┌──
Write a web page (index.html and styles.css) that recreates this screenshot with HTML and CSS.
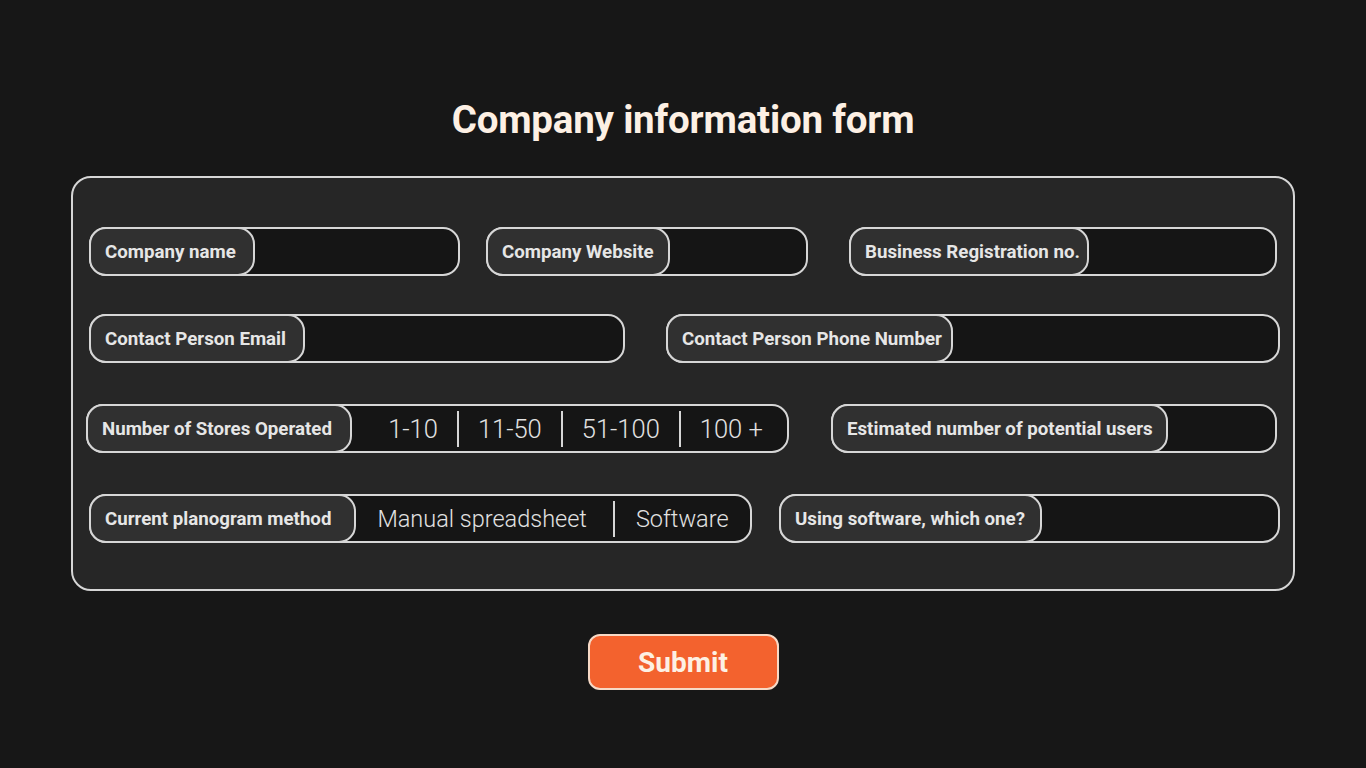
FILE: index.html
```html
<!DOCTYPE html>
<html lang="en">
<head>
<meta charset="utf-8">
<title>Company information form</title>
<link rel="stylesheet" href="styles.css">
</head>
<body>
<main class="page">
  <h1 class="title">Company information form</h1>
  <form class="card">
    <div class="row row-1">
      <div class="field f-name"><span class="label l-name">Company name</span><span class="input"></span></div>
      <div class="field f-web"><span class="label l-web">Company Website</span><span class="input"></span></div>
      <div class="field f-reg"><span class="label l-reg">Business Registration no.</span><span class="input"></span></div>
    </div>
    <div class="row row-2">
      <div class="field f-email"><span class="label l-email">Contact Person Email</span><span class="input"></span></div>
      <div class="field f-phone"><span class="label l-phone">Contact Person Phone Number</span><span class="input"></span></div>
    </div>
    <div class="row row-3">
      <div class="field f-stores">
        <span class="label l-stores">Number of Stores Operated</span>
        <span class="options opts-stores">
          <span class="opt">1-10</span><span class="sep"></span>
          <span class="opt">11-50</span><span class="sep"></span>
          <span class="opt">51-100</span><span class="sep"></span>
          <span class="opt">100 +</span>
        </span>
      </div>
      <div class="field f-users"><span class="label l-users">Estimated number of potential users</span><span class="input"></span></div>
    </div>
    <div class="row row-4">
      <div class="field f-method">
        <span class="label l-method">Current planogram method</span>
        <span class="options opts-method">
          <span class="opt opt-left">Manual spreadsheet</span><span class="sep"></span>
          <span class="opt opt-right">Software</span>
        </span>
      </div>
      <div class="field f-soft"><span class="label l-soft">Using software, which one?</span><span class="input"></span></div>
    </div>
  </form>
  <div class="actions">
    <button class="submit" type="button">Submit</button>
  </div>
</main>
</body>
</html>
```
FILE: styles.css
```css
* { box-sizing: border-box; }

html, body {
  margin: 0;
  padding: 0;
  background: #171717;
}

body {
  font-family: Roboto, "Liberation Sans", sans-serif;
  color: #e4e4e4;
  height: 768px;
  overflow: hidden;
}

.page {
  display: flex;
  flex-direction: column;
  align-items: center;
  padding-top: 97px;
}

.title {
  margin: 0;
  font-size: 38.5px;
  line-height: 46px;
  font-weight: 700;
  color: #fdf0e4;
  letter-spacing: -0.2px;
}

.card {
  margin-top: 33px;
  width: 1224px;
  border: 2px solid #d6d6d6;
  border-radius: 20px;
  background: #262626;
  padding: 49px 0 46px 16px;
}

.row {
  display: flex;
  height: 49px;
}

.row-2 { margin-top: 38px; }
.row-3 { margin-top: 41px; margin-left: -3px; }
.row-4 { margin-top: 41px; }

.field {
  display: flex;
  height: 49px;
  border: 2px solid #d6d6d6;
  border-radius: 17px;
  background: #151515;
}

.label {
  display: flex;
  align-items: center;
  flex: none;
  margin: -2px 0 -2px -2px;
  padding: 0 0 0 14px;
  border: 2px solid #d6d6d6;
  border-radius: 17px;
  background: #303030;
  font-size: 18.7px;
  font-weight: 700;
  color: #e6e6e6;
  white-space: nowrap;
}

.input { flex: 1; }

.f-name { width: 371px; }
.f-web { width: 322px; margin-left: 26px; }
.f-reg { width: 428px; margin-left: 41px; }
.f-email { width: 536px; }
.f-phone { width: 614px; margin-left: 41px; }
.f-stores { width: 703px; }
.f-users { width: 446px; margin-left: 42px; }
.f-method { width: 663px; }
.f-soft { width: 501px; margin-left: 27px; }

.l-name { width: 166px; }
.l-web { width: 184px; }
.l-reg { width: 240px; }
.l-email { width: 216px; }
.l-phone { width: 287px; }
.l-stores { width: 266px; }
.l-users { width: 337px; }
.l-method { width: 267px; }
.l-soft { width: 263px; }

.options {
  flex: 1;
  display: flex;
  align-items: center;
  justify-content: center;
}

.opts-stores { padding-left: 12px; }

.opt {
  font-size: 25.5px;
  font-weight: 300;
  color: #e2e2e2;
  padding: 0 19px;
  white-space: nowrap;
}

.opts-method .opt { font-size: 23.5px; }
.opts-method .opt-left { padding: 0 26px 0 0; }
.opts-method .opt-right { padding: 0 0 0 21px; }

.sep {
  width: 2px;
  height: 36px;
  background: #d6d6d6;
}

.actions {
  margin-top: 43px;
}

.submit {
  width: 191px;
  height: 56px;
  border: 2px solid #f6d9c6;
  border-radius: 12px;
  background: #f3622e;
  color: #fdf0e4;
  font-family: Roboto, "Liberation Sans", sans-serif;
  font-size: 28px;
  font-weight: 700;
  padding: 0;
}
```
└──
Leave the pictures out and output the rest of the listing exactly.

Write a web page (index.html and styles.css) that recreates this screenshot with HTML and CSS.
FILE: index.html
```html
<!DOCTYPE html>
<html lang="en">
<head>
<meta charset="utf-8">
<title>Company information form</title>
<link rel="stylesheet" href="styles.css">
</head>
<body>
<main class="page">
  <h1 class="title">Company information form</h1>
  <form class="card">
    <div class="row row-1">
      <div class="field f-name"><span class="label l-name">Company name</span><span class="input"></span></div>
      <div class="field f-web"><span class="label l-web">Company Website</span><span class="input"></span></div>
      <div class="field f-reg"><span class="label l-reg">Business Registration no.</span><span class="input"></span></div>
    </div>
    <div class="row row-2">
      <div class="field f-email"><span class="label l-email">Contact Person Email</span><span class="input"></span></div>
      <div class="field f-phone"><span class="label l-phone">Contact Person Phone Number</span><span class="input"></span></div>
    </div>
    <div class="row row-3">
      <div class="field f-stores">
        <span class="label l-stores">Number of Stores Operated</span>
        <span class="options opts-stores">
          <span class="opt">1-10</span><span class="sep"></span>
          <span class="opt">11-50</span><span class="sep"></span>
          <span class="opt">51-100</span><span class="sep"></span>
          <span class="opt">100 +</span>
        </span>
      </div>
      <div class="field f-users"><span class="label l-users">Estimated number of potential users</span><span class="input"></span></div>
    </div>
    <div class="row row-4">
      <div class="field f-method">
        <span class="label l-method">Current planogram method</span>
        <span class="options opts-method">
          <span class="opt opt-left">Manual spreadsheet</span><span class="sep"></span>
          <span class="opt opt-right">Software</span>
        </span>
      </div>
      <div class="field f-soft"><span class="label l-soft">Using software, which one?</span><span class="input"></span></div>
    </div>
  </form>
  <div class="actions">
    <button class="submit" type="button">Submit</button>
  </div>
</main>
</body>
</html>
```
FILE: styles.css
```css
* { box-sizing: border-box; }

html, body {
  margin: 0;
  padding: 0;
  background: #171717;
}

body {
  font-family: Roboto, "Liberation Sans", sans-serif;
  color: #e4e4e4;
  height: 768px;
  overflow: hidden;
}

.page {
  display: flex;
  flex-direction: column;
  align-items: center;
  padding-top: 97px;
}

.title {
  margin: 0;
  font-size: 38.5px;
  line-height: 46px;
  font-weight: 700;
  color: #fdf0e4;
  letter-spacing: -0.2px;
}

.card {
  margin-top: 33px;
  width: 1224px;
  border: 2px solid #d6d6d6;
  border-radius: 20px;
  background: #262626;
  padding: 49px 0 46px 16px;
}

.row {
  display: flex;
  height: 49px;
}

.row-2 { margin-top: 38px; }
.row-3 { margin-top: 41px; margin-left: -3px; }
.row-4 { margin-top: 41px; }

.field {
  display: flex;
  height: 49px;
  border: 2px solid #d6d6d6;
  border-radius: 17px;
  background: #151515;
}

.label {
  display: flex;
  align-items: center;
  flex: none;
  margin: -2px 0 -2px -2px;
  padding: 0 0 0 14px;
  border: 2px solid #d6d6d6;
  border-radius: 17px;
  background: #303030;
  font-size: 18.7px;
  font-weight: 700;
  color: #e6e6e6;
  white-space: nowrap;
}

.input { flex: 1; }

.f-name { width: 371px; }
.f-web { width: 322px; margin-left: 26px; }
.f-reg { width: 428px; margin-left: 41px; }
.f-email { width: 536px; }
.f-phone { width: 614px; margin-left: 41px; }
.f-stores { width: 703px; }
.f-users { width: 446px; margin-left: 42px; }
.f-method { width: 663px; }
.f-soft { width: 501px; margin-left: 27px; }

.l-name { width: 166px; }
.l-web { width: 184px; }
.l-reg { width: 240px; }
.l-email { width: 216px; }
.l-phone { width: 287px; }
.l-stores { width: 266px; }
.l-users { width: 337px; }
.l-method { width: 267px; }
.l-soft { width: 263px; }

.options {
  flex: 1;
  display: flex;
  align-items: center;
  justify-content: center;
}

.opts-stores { padding-left: 12px; }

.opt {
  font-size: 25.5px;
  font-weight: 300;
  color: #e2e2e2;
  padding: 0 19px;
  white-space: nowrap;
}

.opts-method .opt { font-size: 23.5px; }
.opts-method .opt-left { padding: 0 26px 0 0; }
.opts-method .opt-right { padding: 0 0 0 21px; }

.sep {
  width: 2px;
  height: 36px;
  background: #d6d6d6;
}

.actions {
  margin-top: 43px;
}

.submit {
  width: 191px;
  height: 56px;
  border: 2px solid #f6d9c6;
  border-radius: 12px;
  background: #f3622e;
  color: #fdf0e4;
  font-family: Roboto, "Liberation Sans", sans-serif;
  font-size: 28px;
  font-weight: 700;
  padding: 0;
}
```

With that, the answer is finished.